Aim: Would you transcribe the listing that follows, character for character, and omit its images?

Data supplied:
····················

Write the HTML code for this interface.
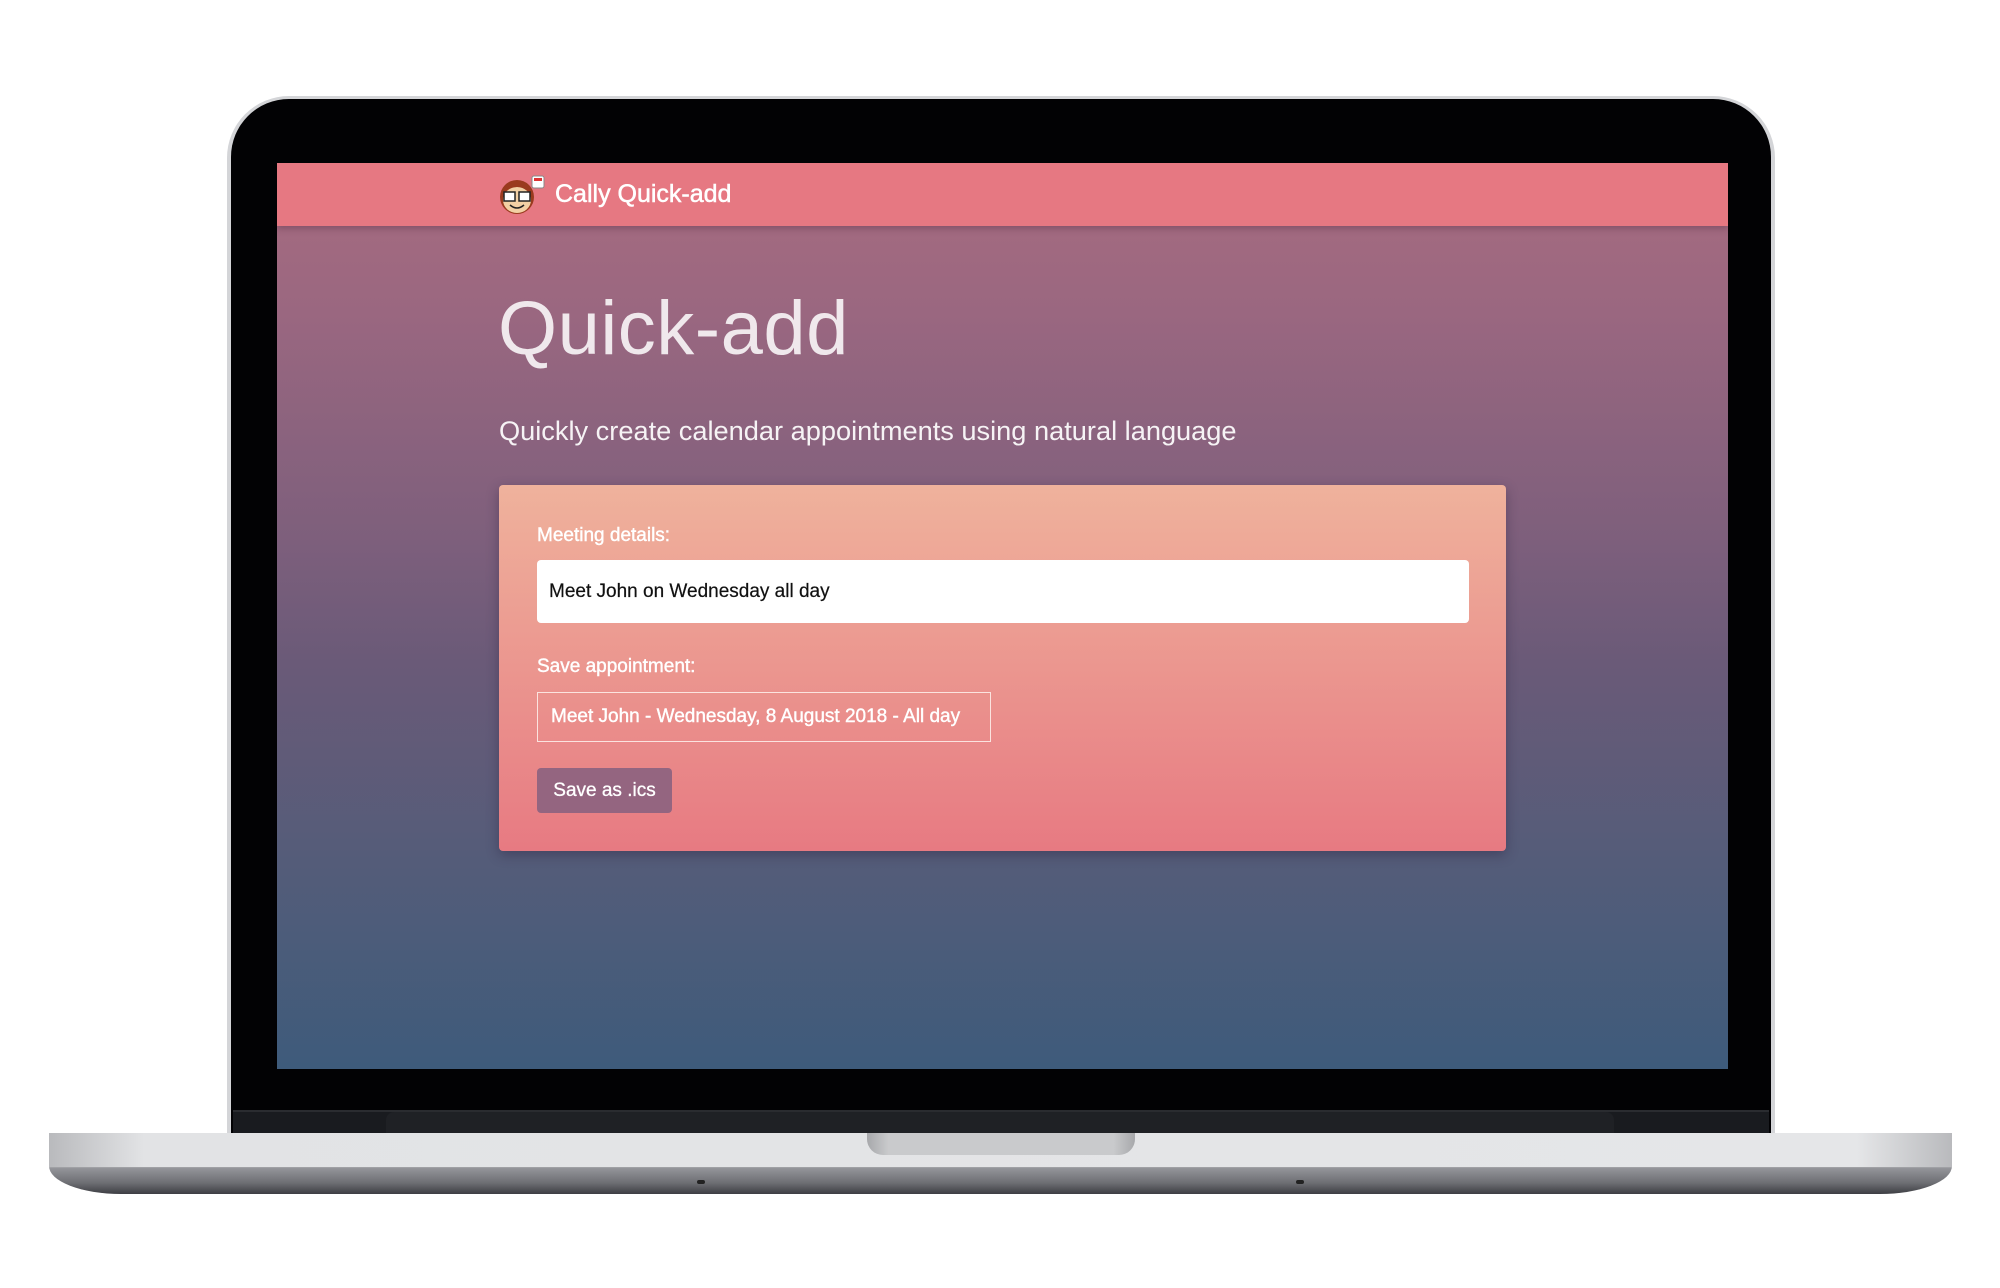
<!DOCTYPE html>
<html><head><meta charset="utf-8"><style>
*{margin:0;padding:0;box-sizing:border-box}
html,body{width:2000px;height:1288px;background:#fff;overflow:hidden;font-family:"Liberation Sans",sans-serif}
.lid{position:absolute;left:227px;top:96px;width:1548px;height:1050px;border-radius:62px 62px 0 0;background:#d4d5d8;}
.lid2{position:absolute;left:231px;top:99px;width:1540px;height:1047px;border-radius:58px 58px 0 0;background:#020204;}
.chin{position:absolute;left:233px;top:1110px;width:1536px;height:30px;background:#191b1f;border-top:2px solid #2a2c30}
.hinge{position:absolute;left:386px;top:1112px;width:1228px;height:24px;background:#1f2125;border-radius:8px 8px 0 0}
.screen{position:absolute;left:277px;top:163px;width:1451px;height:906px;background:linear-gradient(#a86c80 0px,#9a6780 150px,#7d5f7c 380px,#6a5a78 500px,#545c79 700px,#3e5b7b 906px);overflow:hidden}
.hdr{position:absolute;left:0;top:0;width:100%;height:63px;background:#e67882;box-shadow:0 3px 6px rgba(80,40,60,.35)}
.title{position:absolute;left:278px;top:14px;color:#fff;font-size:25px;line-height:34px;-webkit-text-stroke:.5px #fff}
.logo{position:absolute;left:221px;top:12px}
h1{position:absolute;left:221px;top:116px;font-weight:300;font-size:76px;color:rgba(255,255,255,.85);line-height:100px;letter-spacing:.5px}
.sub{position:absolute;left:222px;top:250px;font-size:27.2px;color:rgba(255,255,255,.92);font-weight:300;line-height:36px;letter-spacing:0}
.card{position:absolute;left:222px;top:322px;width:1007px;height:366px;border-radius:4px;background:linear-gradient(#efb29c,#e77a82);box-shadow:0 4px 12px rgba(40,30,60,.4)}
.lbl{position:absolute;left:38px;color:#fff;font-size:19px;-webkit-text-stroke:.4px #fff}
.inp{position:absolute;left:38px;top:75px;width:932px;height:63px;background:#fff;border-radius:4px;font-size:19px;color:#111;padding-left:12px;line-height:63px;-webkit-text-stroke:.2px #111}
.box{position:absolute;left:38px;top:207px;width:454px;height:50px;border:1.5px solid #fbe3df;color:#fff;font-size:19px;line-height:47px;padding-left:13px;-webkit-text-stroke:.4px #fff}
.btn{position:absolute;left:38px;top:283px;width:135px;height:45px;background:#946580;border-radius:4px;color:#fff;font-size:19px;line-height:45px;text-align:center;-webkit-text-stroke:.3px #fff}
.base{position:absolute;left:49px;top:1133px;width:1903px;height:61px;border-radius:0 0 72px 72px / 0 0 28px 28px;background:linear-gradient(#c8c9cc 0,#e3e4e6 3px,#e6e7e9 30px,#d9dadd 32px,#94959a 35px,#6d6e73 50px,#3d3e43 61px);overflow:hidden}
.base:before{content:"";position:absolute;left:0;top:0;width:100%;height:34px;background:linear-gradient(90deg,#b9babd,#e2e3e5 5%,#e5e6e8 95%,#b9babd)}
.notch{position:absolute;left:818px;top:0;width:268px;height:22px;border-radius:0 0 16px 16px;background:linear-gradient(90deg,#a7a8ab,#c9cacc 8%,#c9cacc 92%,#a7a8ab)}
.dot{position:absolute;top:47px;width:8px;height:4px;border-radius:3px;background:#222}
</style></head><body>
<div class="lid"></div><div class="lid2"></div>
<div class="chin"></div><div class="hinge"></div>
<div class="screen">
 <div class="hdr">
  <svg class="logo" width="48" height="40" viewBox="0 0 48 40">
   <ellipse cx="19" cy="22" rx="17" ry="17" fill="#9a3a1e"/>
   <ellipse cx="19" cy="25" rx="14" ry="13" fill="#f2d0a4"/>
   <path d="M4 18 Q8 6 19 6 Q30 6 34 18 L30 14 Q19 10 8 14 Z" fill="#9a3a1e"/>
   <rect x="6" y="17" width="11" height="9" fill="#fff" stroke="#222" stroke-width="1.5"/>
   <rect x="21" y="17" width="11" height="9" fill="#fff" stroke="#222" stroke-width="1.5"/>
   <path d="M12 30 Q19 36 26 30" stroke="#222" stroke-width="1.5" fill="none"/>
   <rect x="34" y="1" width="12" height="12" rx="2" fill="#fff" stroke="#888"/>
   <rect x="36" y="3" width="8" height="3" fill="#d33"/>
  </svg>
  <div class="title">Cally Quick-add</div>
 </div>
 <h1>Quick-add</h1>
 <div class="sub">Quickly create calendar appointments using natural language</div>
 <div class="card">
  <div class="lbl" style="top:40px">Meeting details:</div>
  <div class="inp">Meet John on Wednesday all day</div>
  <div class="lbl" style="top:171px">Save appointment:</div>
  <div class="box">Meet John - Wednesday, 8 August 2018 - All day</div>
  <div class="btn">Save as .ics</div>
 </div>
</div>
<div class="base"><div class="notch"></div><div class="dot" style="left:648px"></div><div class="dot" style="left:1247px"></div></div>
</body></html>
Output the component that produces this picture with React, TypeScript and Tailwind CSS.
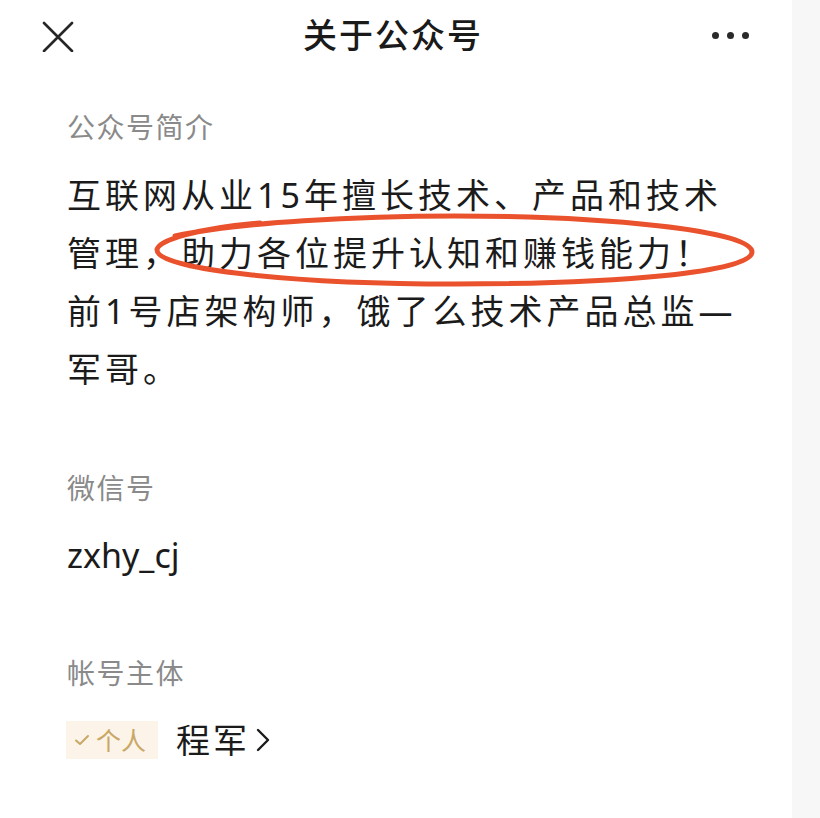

····················

Problem solution:
Write the HTML code for this interface.
<!DOCTYPE html>
<html><head><meta charset="utf-8"><style>
*{margin:0;padding:0;box-sizing:border-box}
html,body{width:2000px;height:1288px;background:#fff;overflow:hidden;font-family:"Liberation Sans",sans-serif}
.lid{position:absolute;left:227px;top:96px;width:1548px;height:1050px;border-radius:62px 62px 0 0;background:#d4d5d8;}
.lid2{position:absolute;left:231px;top:99px;width:1540px;height:1047px;border-radius:58px 58px 0 0;background:#020204;}
.chin{position:absolute;left:233px;top:1110px;width:1536px;height:30px;background:#191b1f;border-top:2px solid #2a2c30}
.hinge{position:absolute;left:386px;top:1112px;width:1228px;height:24px;background:#1f2125;border-radius:8px 8px 0 0}
.screen{position:absolute;left:277px;top:163px;width:1451px;height:906px;background:linear-gradient(#a86c80 0px,#9a6780 150px,#7d5f7c 380px,#6a5a78 500px,#545c79 700px,#3e5b7b 906px);overflow:hidden}
.hdr{position:absolute;left:0;top:0;width:100%;height:63px;background:#e67882;box-shadow:0 3px 6px rgba(80,40,60,.35)}
.title{position:absolute;left:278px;top:14px;color:#fff;font-size:25px;line-height:34px;-webkit-text-stroke:.5px #fff}
.logo{position:absolute;left:221px;top:12px}
h1{position:absolute;left:221px;top:116px;font-weight:300;font-size:76px;color:rgba(255,255,255,.85);line-height:100px;letter-spacing:.5px}
.sub{position:absolute;left:222px;top:250px;font-size:27.2px;color:rgba(255,255,255,.92);font-weight:300;line-height:36px;letter-spacing:0}
.card{position:absolute;left:222px;top:322px;width:1007px;height:366px;border-radius:4px;background:linear-gradient(#efb29c,#e77a82);box-shadow:0 4px 12px rgba(40,30,60,.4)}
.lbl{position:absolute;left:38px;color:#fff;font-size:19px;-webkit-text-stroke:.4px #fff}
.inp{position:absolute;left:38px;top:75px;width:932px;height:63px;background:#fff;border-radius:4px;font-size:19px;color:#111;padding-left:12px;line-height:63px;-webkit-text-stroke:.2px #111}
.box{position:absolute;left:38px;top:207px;width:454px;height:50px;border:1.5px solid #fbe3df;color:#fff;font-size:19px;line-height:47px;padding-left:13px;-webkit-text-stroke:.4px #fff}
.btn{position:absolute;left:38px;top:283px;width:135px;height:45px;background:#946580;border-radius:4px;color:#fff;font-size:19px;line-height:45px;text-align:center;-webkit-text-stroke:.3px #fff}
.base{position:absolute;left:49px;top:1133px;width:1903px;height:61px;border-radius:0 0 72px 72px / 0 0 28px 28px;background:linear-gradient(#c8c9cc 0,#e3e4e6 3px,#e6e7e9 30px,#d9dadd 32px,#94959a 35px,#6d6e73 50px,#3d3e43 61px);overflow:hidden}
.base:before{content:"";position:absolute;left:0;top:0;width:100%;height:34px;background:linear-gradient(90deg,#b9babd,#e2e3e5 5%,#e5e6e8 95%,#b9babd)}
.notch{position:absolute;left:818px;top:0;width:268px;height:22px;border-radius:0 0 16px 16px;background:linear-gradient(90deg,#a7a8ab,#c9cacc 8%,#c9cacc 92%,#a7a8ab)}
.dot{position:absolute;top:47px;width:8px;height:4px;border-radius:3px;background:#222}
</style></head><body>
<div class="lid"></div><div class="lid2"></div>
<div class="chin"></div><div class="hinge"></div>
<div class="screen">
 <div class="hdr">
  <svg class="logo" width="48" height="40" viewBox="0 0 48 40">
   <ellipse cx="19" cy="22" rx="17" ry="17" fill="#9a3a1e"/>
   <ellipse cx="19" cy="25" rx="14" ry="13" fill="#f2d0a4"/>
   <path d="M4 18 Q8 6 19 6 Q30 6 34 18 L30 14 Q19 10 8 14 Z" fill="#9a3a1e"/>
   <rect x="6" y="17" width="11" height="9" fill="#fff" stroke="#222" stroke-width="1.5"/>
   <rect x="21" y="17" width="11" height="9" fill="#fff" stroke="#222" stroke-width="1.5"/>
   <path d="M12 30 Q19 36 26 30" stroke="#222" stroke-width="1.5" fill="none"/>
   <rect x="34" y="1" width="12" height="12" rx="2" fill="#fff" stroke="#888"/>
   <rect x="36" y="3" width="8" height="3" fill="#d33"/>
  </svg>
  <div class="title">Cally Quick-add</div>
 </div>
 <h1>Quick-add</h1>
 <div class="sub">Quickly create calendar appointments using natural language</div>
 <div class="card">
  <div class="lbl" style="top:40px">Meeting details:</div>
  <div class="inp">Meet John on Wednesday all day</div>
  <div class="lbl" style="top:171px">Save appointment:</div>
  <div class="box">Meet John - Wednesday, 8 August 2018 - All day</div>
  <div class="btn">Save as .ics</div>
 </div>
</div>
<div class="base"><div class="notch"></div><div class="dot" style="left:648px"></div><div class="dot" style="left:1247px"></div></div>
</body></html>
Output the component that produces this picture with React, TypeScript and Tailwind CSS.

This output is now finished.